JR東日本と三菱電機、次世代車両駆動システムの開発
JR東日本と三菱電機が、鉄道車両の革新を目指して次世代VVVFインバータ装置の共同開発を進めています。この装置は、エネルギーの効率的な使用を追求し、ゼロカーボン社会の実現に寄与することを目的としています。最近の発表によると、E235系山手線の1編成に2台の次世代インバータ装置を試験的に搭載することが計画されています。2026年2月を目途に、これらのテスト結果を基にさらなる設計開発が行われる予定です。
次世代VVVFインバータ装置の特長
次世代VVVFインバータ装置が持つ特長には、以下のような点があります。
- - 省エネ化: 従来のE235系に搭載されているSiC素子を最新のチップ構造とパッケージ構造に最適化し、スイッチングロスを約60%低減しました。これにより、より効率的なエネルギー利用が実現されます。
- - 小型軽量化: SiC素子のスイッチングロスが低減されることで発熱が抑えられ、冷却器を小型化。また、部品配置の最適化により、装置全体の体積を約60%、質量を約50%削減しています。
- - 艤装性の向上: 小型化により、スライドレール方式での取り付けが可能になり、艤装作業がより簡単かつ安全になりました。
これらの改良により、未来の鉄道車両が持つ可能性は一層広がります。
将来的な展望と機能向上
次世代VVVFインバータ装置の導入により、以下のような未来図が見込まれます。
- - 車両の電力量削減: 軽量化が進むことで、全体の省エネが実現。
- - 艤装のフレキシブル化: 小型化により車両の床下スペースが有効に活用され、設置や修理が容易になります。

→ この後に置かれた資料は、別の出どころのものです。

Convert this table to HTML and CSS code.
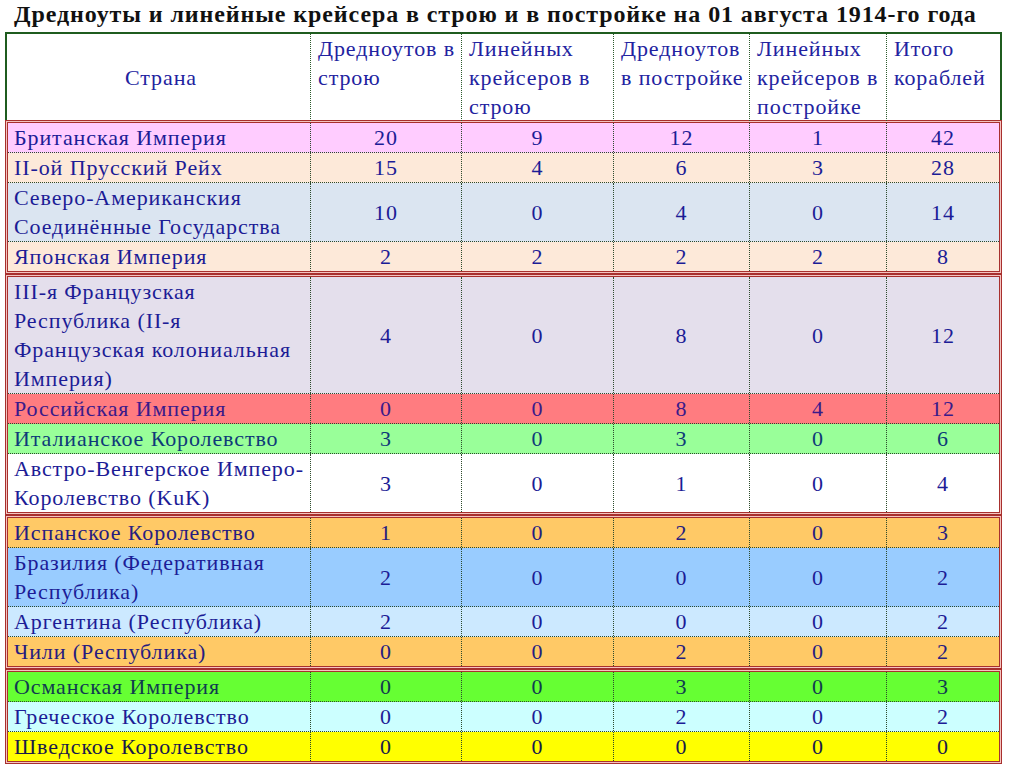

- - お客さまサービスの向上: 新たにスペースを確保することで、より多くのサービス機器を搭載できるようになり、顧客体験の向上につながります。
また、この技術は在来線通勤車両以外にも、ハイブリッド車両や蓄電池駆動車両へも展開が可能です。特にハイブリッド車両では、機器を床下スペースに移すことで客室スペースの有効利用が可能となります。
今後のスケジュール
山手線E235系電車への試験搭載は2026年2月を予定しており、実際の使用状況からメンテナンス性や制御状態を確認します。このプロジェクトにより、鉄道業界における省エネや性能向上が実現されることが期待されています。
革新的な技術の導入により、より快適で効率的な鉄道サービスが実現される日が待ち遠しいですね。